Another night at Vogel State Park, another morning of rain and breakfast again at the Helen Country Cafe. Nice group running the cafe, they opened the restaurant about 20 minutes early for us. Today’s plan was to slackpack from Hogpen southbound to Neels Gap then grab our packs to head over Blood Mountain and begin the final 4 days of the trip. I was not 100% committed to the four days but wanted to give it a shot. I was the first down the trail knowing my tendency to slow later in the day.
Neels Gap must be a very popular trailhead as we saw more people in this 8 miles than the prior 4 days combined. Cowrock is a wonderful vista a couple miles in that makes this section a great hike. I later passed a group of the hikers inquiring how much more uphill they needed to go. “I have the same question” I replied “which is great we must be at the top.” They seemed as happy to hear that as I.

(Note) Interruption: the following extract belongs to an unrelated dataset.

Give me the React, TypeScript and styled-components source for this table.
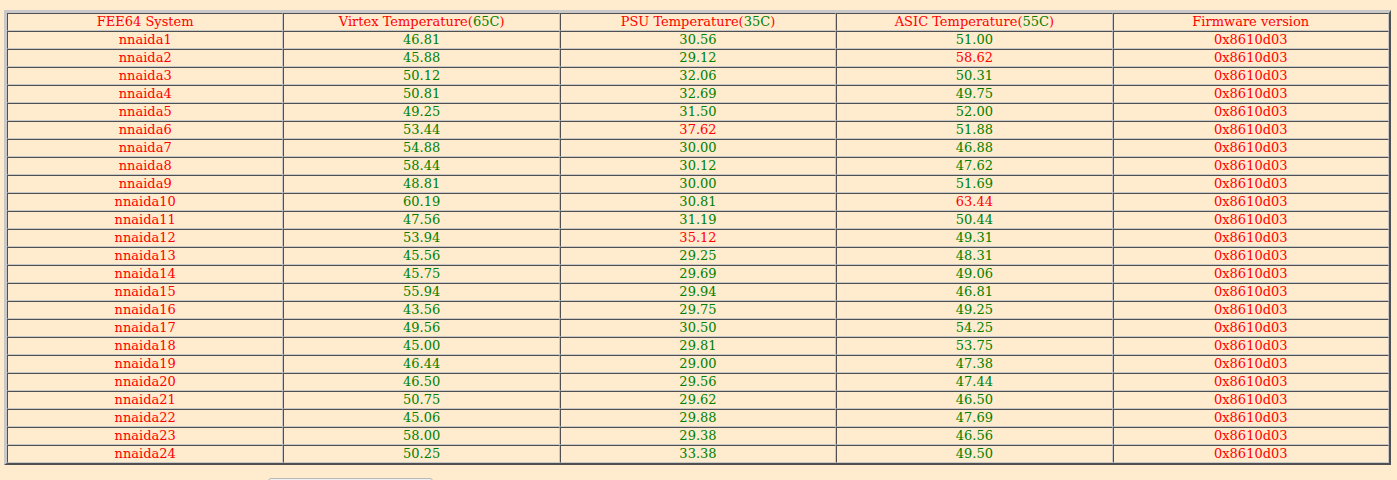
import React from 'react';
import styled, { createGlobalStyle } from 'styled-components';

const GlobalStyle = createGlobalStyle`
  html, body {
    margin: 0;
    padding: 0;
    background: #ffebcd;
    font-family: "DejaVu Serif", serif;
  }
`;

const Page = styled.div`
  padding: 10px 6px 0 4px;
`;

const Table = styled.table`
  width: 100%;
  table-layout: fixed;
  border-collapse: separate;
  border-spacing: 0;
  border-style: solid;
  border-width: 3px 2px 2px 3px;
  border-color: #c8c8c8 #505050 #505050 #c8c8c8;
  font-size: 13px;
`;

const Cell = styled.td<{ $ok?: boolean }>`
  padding: 0;
  height: 16px;
  line-height: 16px;
  text-align: center;
  white-space: nowrap;
  border-style: solid;
  border-width: 1px;
  border-color: #505050 #c8c8c8 #c8c8c8 #505050;
  color: ${(p) => (p.$ok ? '#008000' : '#ff0000')};
`;

const HeadCell = styled(Cell).attrs({ as: 'th' })`
  font-weight: normal;
`;

const Limit = styled.span`
  color: #008000;
`;

const Footer = styled.div`
  display: flex;
  padding: 13px 0 0 264px;
`;

const Button = styled.button`
  width: 165px;
  height: 22px;
  border: 1px solid #b8b8b8;
  border-radius: 3px;
  background: #f0f0f0;
`;

const rows: [number, number, number][] = [
  [46.81, 30.56, 51.0],
  [45.88, 29.12, 58.62],
  [50.12, 32.06, 50.31],
  [50.81, 32.69, 49.75],
  [49.25, 31.5, 52.0],
  [53.44, 37.62, 51.88],
  [54.88, 30.0, 46.88],
  [58.44, 30.12, 47.62],
  [48.81, 30.0, 51.69],
  [60.19, 30.81, 63.44],
  [47.56, 31.19, 50.44],
  [53.94, 35.12, 49.31],
  [45.56, 29.25, 48.31],
  [45.75, 29.69, 49.06],
  [55.94, 29.94, 46.81],
  [43.56, 29.75, 49.25],
  [49.56, 30.5, 54.25],
  [45.0, 29.81, 53.75],
  [46.44, 29.0, 47.38],
  [46.5, 29.56, 47.44],
  [50.75, 29.62, 46.5],
  [45.06, 29.88, 47.69],
  [58.0, 29.38, 46.56],
  [50.25, 33.38, 49.5],
];

const limits = [65, 35, 55];

const App: React.FC = () => {
  return (
    <Page>
      <GlobalStyle />
      <Table>
        <thead>
          <tr>
            <HeadCell>FEE64 System</HeadCell>
            <HeadCell>
              Virtex Temperature(<Limit>65C</Limit>)
            </HeadCell>
            <HeadCell>
              PSU Temperature(<Limit>35C</Limit>)
            </HeadCell>
            <HeadCell>
              ASIC Temperature(<Limit>55C</Limit>)
            </HeadCell>
            <HeadCell>Firmware version</HeadCell>
          </tr>
        </thead>
        <tbody>
          {rows.map((r, i) => (
            <tr key={i}>
              <Cell>nnaida{i + 1}</Cell>
              {r.map((v, j) => (
                <Cell key={j} $ok={v <= limits[j]}>
                  {v.toFixed(2)}
                </Cell>
              ))}
              <Cell>0x8610d03</Cell>
            </tr>
          ))}
        </tbody>
      </Table>
      <Footer>
        <Button />
      </Footer>
    </Page>
  );
};

export default App;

The pain in the left ankle is especially sharp this morning on the downhill and the flat sections. My heel spur has finally caught up to me. I suspect I have been favoring it all week and the section of walking on large rocks yesterday finally did it in. Every step sends a sharp pain up from the inside ankle to the lower calf. After Neels Gap we are heading into a 3.5 day/3 night backpacking section. I decided that I should pull out and join Keith and Bill on their road trip to Gatlinburg. Bob and Kent set a daily pace that I can no longer keep up with. By the end of this trip Bob is 100 miles short of completing the entire trail and I do not want to jeopardize cutting them short. Reluctantly, I’m done after 57 miles in 4.5 days. We hang around Neels Gap a bit at Mountain Crossings, an outfitter that the AT passes through. Here I grab a shower ($4), dump my gear into the pickup truck and send Bob and Kent on there way.